Problem statement - Set down the full listing exactly as given. Any pictures are to be left out.

Information supplied -
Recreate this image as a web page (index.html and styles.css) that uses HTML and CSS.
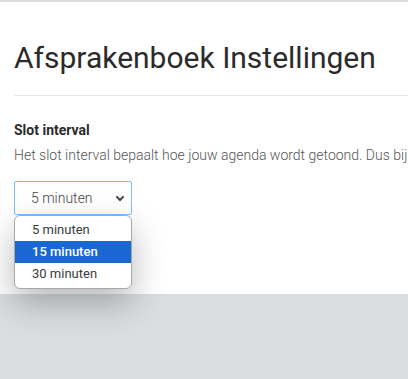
FILE: index.html
```html
<!DOCTYPE html>
<html lang="nl">
<head>
<meta charset="utf-8">
<title>Afsprakenboek Instellingen</title>
<link rel="stylesheet" href="styles.css">
</head>
<body>
<div class="topbar"></div>
<main class="page">
  <h1 class="title">Afsprakenboek Instellingen</h1>
  <hr class="divider">
  <div class="field">
    <div class="label">Slot interval</div>
    <p class="help">Het slot interval bepaalt hoe jouw agenda wordt getoond. Dus bij een slot interval van 15 minuten</p>
    <div class="select-wrap">
      <div class="select">
        <span class="select-value">5 minuten</span>
        <svg class="chevron" width="10" height="7" viewBox="0 0 10 7" aria-hidden="true"><path d="M1.4 1.4 L5 5 L8.6 1.4" fill="none" stroke="#444" stroke-width="2"/></svg>
      </div>
      <ul class="options">
        <li class="option">5 minuten</li>
        <li class="option selected">15 minuten</li>
        <li class="option">30 minuten</li>
      </ul>
    </div>
  </div>
</main>
<div class="backdrop"></div>
</body>
</html>
```

FILE: styles.css
```css
html, body {
  margin: 0;
  padding: 0;
  background: #ffffff;
}
body {
  font-family: Roboto, "Liberation Sans", sans-serif;
  color: #333333;
  overflow: hidden;
  height: 379px;
}
.topbar {
  height: 2px;
  background: #dcdcdc;
}
.page {
  height: 254px;
  padding: 38px 0 0 14px;
  background: #ffffff;
  position: relative;
}
.title {
  margin: 0;
  font-size: 30px;
  line-height: 36px;
  font-weight: 400;
  color: #2b2b2b;
  white-space: nowrap;
}
.divider {
  margin: 19px 0 0;
  border: 0;
  border-top: 1px solid #e7e7e7;
  height: 0;
}
.field {
  padding-top: 24px;
}
.label {
  font-size: 14px;
  line-height: 20px;
  font-weight: 700;
  color: #2b2b2b;
}
.help {
  margin: 5px 0 0;
  font-size: 14px;
  line-height: 20px;
  font-weight: 300;
  color: #555555;
  white-space: nowrap;
  overflow: hidden;
}
.select-wrap {
  position: relative;
  margin-top: 16px;
  width: 118px;
}
.select {
  box-sizing: border-box;
  width: 118px;
  height: 34px;
  border: 1px solid #80bdff;
  border-radius: 2px;
  display: flex;
  align-items: center;
  justify-content: space-between;
  padding: 0 6px 0 16px;
  font-size: 14px;
  font-weight: 300;
  color: #444;
}
.chevron {
  display: block;
}
.options {
  position: absolute;
  z-index: 10;
  top: 34px;
  left: 0;
  box-sizing: border-box;
  width: 118px;
  margin: 0;
  padding: 3px 0;
  list-style: none;
  background: #ffffff;
  border: 1px solid #a8a8a8;
  border-radius: 6px;
  box-shadow: 0 14px 34px rgba(0, 0, 0, 0.28);
}
.option {
  height: 22px;
  line-height: 22px;
  padding-left: 17px;
  font-size: 13px;
  color: #3a3a3a;
}
.option.selected {
  background: #1a67d2;
  color: #ffffff;
  font-weight: 500;
}
.backdrop {
  height: 85px;
  background: #dcdddf;
}
```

Output of the exercise -
Recreate this image as a web page (index.html and styles.css) that uses HTML and CSS.
FILE: index.html
```html
<!DOCTYPE html>
<html lang="nl">
<head>
<meta charset="utf-8">
<title>Afsprakenboek Instellingen</title>
<link rel="stylesheet" href="styles.css">
</head>
<body>
<div class="topbar"></div>
<main class="page">
  <h1 class="title">Afsprakenboek Instellingen</h1>
  <hr class="divider">
  <div class="field">
    <div class="label">Slot interval</div>
    <p class="help">Het slot interval bepaalt hoe jouw agenda wordt getoond. Dus bij een slot interval van 15 minuten</p>
    <div class="select-wrap">
      <div class="select">
        <span class="select-value">5 minuten</span>
        <svg class="chevron" width="10" height="7" viewBox="0 0 10 7" aria-hidden="true"><path d="M1.4 1.4 L5 5 L8.6 1.4" fill="none" stroke="#444" stroke-width="2"/></svg>
      </div>
      <ul class="options">
        <li class="option">5 minuten</li>
        <li class="option selected">15 minuten</li>
        <li class="option">30 minuten</li>
      </ul>
    </div>
  </div>
</main>
<div class="backdrop"></div>
</body>
</html>
```

FILE: styles.css
```css
html, body {
  margin: 0;
  padding: 0;
  background: #ffffff;
}
body {
  font-family: Roboto, "Liberation Sans", sans-serif;
  color: #333333;
  overflow: hidden;
  height: 379px;
}
.topbar {
  height: 2px;
  background: #dcdcdc;
}
.page {
  height: 254px;
  padding: 38px 0 0 14px;
  background: #ffffff;
  position: relative;
}
.title {
  margin: 0;
  font-size: 30px;
  line-height: 36px;
  font-weight: 400;
  color: #2b2b2b;
  white-space: nowrap;
}
.divider {
  margin: 19px 0 0;
  border: 0;
  border-top: 1px solid #e7e7e7;
  height: 0;
}
.field {
  padding-top: 24px;
}
.label {
  font-size: 14px;
  line-height: 20px;
  font-weight: 700;
  color: #2b2b2b;
}
.help {
  margin: 5px 0 0;
  font-size: 14px;
  line-height: 20px;
  font-weight: 300;
  color: #555555;
  white-space: nowrap;
  overflow: hidden;
}
.select-wrap {
  position: relative;
  margin-top: 16px;
  width: 118px;
}
.select {
  box-sizing: border-box;
  width: 118px;
  height: 34px;
  border: 1px solid #80bdff;
  border-radius: 2px;
  display: flex;
  align-items: center;
  justify-content: space-between;
  padding: 0 6px 0 16px;
  font-size: 14px;
  font-weight: 300;
  color: #444;
}
.chevron {
  display: block;
}
.options {
  position: absolute;
  z-index: 10;
  top: 34px;
  left: 0;
  box-sizing: border-box;
  width: 118px;
  margin: 0;
  padding: 3px 0;
  list-style: none;
  background: #ffffff;
  border: 1px solid #a8a8a8;
  border-radius: 6px;
  box-shadow: 0 14px 34px rgba(0, 0, 0, 0.28);
}
.option {
  height: 22px;
  line-height: 22px;
  padding-left: 17px;
  font-size: 13px;
  color: #3a3a3a;
}
.option.selected {
  background: #1a67d2;
  color: #ffffff;
  font-weight: 500;
}
.backdrop {
  height: 85px;
  background: #dcdddf;
}
```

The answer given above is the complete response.